In the battle between Typhon and Zeus, which is reflected in the Set legends, it was Cadmus who recovered the sinews of Zeus' limbs which Typhon had removed, thereby restoring Zeus to power. Likewise it was Cadmus who brought the Phoenician alphabet (supposedly invented by Io) to Boeotia in Greece as the Pelasgian alphabet; this legend is probably based on the fact that Alpha in Greek (A), which is Aleph in Yehudit (א), means "an ox", as does the name "Boeotia".

Other than the Dionysus links that we have already noted elsewhere (see GAD et al), none of this seems to help us much in deducing who the Kadmonin were. However, Cadmus' origins make clear that he was not a person at all, but a generic name for the lore, cults, gods and peoples of the east in general, so that anything whose origins were further east than the coast of Phoenicia and Kena'an became attributed to Cadmus. Agenor (Kena'an), Libya's son by Poseidon and the twin of Bel, left Egypt (hence the Theban link) to settle in Kena'an; there he married Telephassa, who is also called Argiope, and fathered on her Cadmus, Phoenix, Cilix, Thasus, Phineus, and a girl named Europa. Phoenix is the Phoenicians, and the legends say that he founded Carthage, whose inhabitants called themselves the Punics, before returning to Phoenicia and fathering Adonis. Cilix became Cilicia. Phineus became a tribe of the Black Sea region; and Europa hardly needs explaining. As with the Dana'ans, Kena'an again appears to be the origin for the dispersal of a major ethnic group, in this case the Pelasgians (who in fact the Dana'ans later defeated and substantially replaced). The sons and daughters cover the Mediterranean completely, leaving Cadmus the east.

In fact, he too first sailed west, (in pursuit of Zeus who had raped his sister Europa), building a temple to Poseidon and a cauldron to Athene at Rhodes, visiting the Delphic Oracle after the death of his mother Telephassa, and taking her advice to "follow a cow and build a city where she goes to sleep". The cow stands symbol for the moon-goddess (cf Le'ah, Io/Yah
Hat-Hor, others), as does his daughter Semele; the Delphic Oracle, like her equivalents in Kena'an, was a prophetess of Ba'al's wife Anat, whom the Greeks called Athene and the Phoenicians Onga. Cadmus built Thebes in - guess where? - Boeotia. 

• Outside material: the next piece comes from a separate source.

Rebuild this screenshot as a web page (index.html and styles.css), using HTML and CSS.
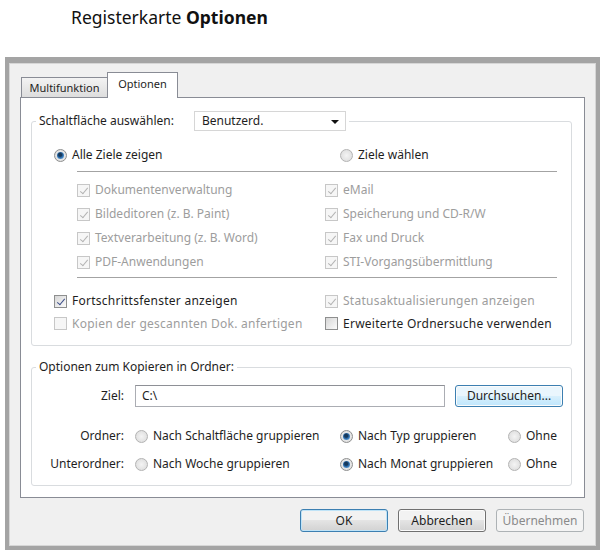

What follows reads like a variant on the legend of Jason. Seeking water at the Spring, Ares (his second wife Harmonia was Ares' daughter by Aphrodite), Cadmus' men were killed by a serpent. Cadmus then killed the serpent with a rock, and sowed its teeth (the origins of Saint Patrick too, before he was reinvented as an Anglo-Catholic saint!). Up sprang armed men, but Cadmus threw a rock at them, and there ensued a quarrel amongst themselves as to who had thrown it. The five who survived the battle became servants of Cadmus (one of them would later father Jocasta, the mother of Oedipus).

The serpent of course is another moon symbol, and the notion of "five survivors" makes us think of the five days intercalated to bring the lunar year of 360 days (12 months of 30 days) in line with the solar calendar of 365 days. Cadmus can thus be treated as the moon-god himself, or more specifically as the spouse of the full moon.

Cadmus' marriage to Harmonia was the first mortal marriage ever to be attended by all the Olympian gods, seated on 12 thrones (see Robert Graves 59) All the descendants of Cadmus bore the mark of the serpent on their bodies (see Graves 76:c and 106:m) which may help explain the "Mark of Cain".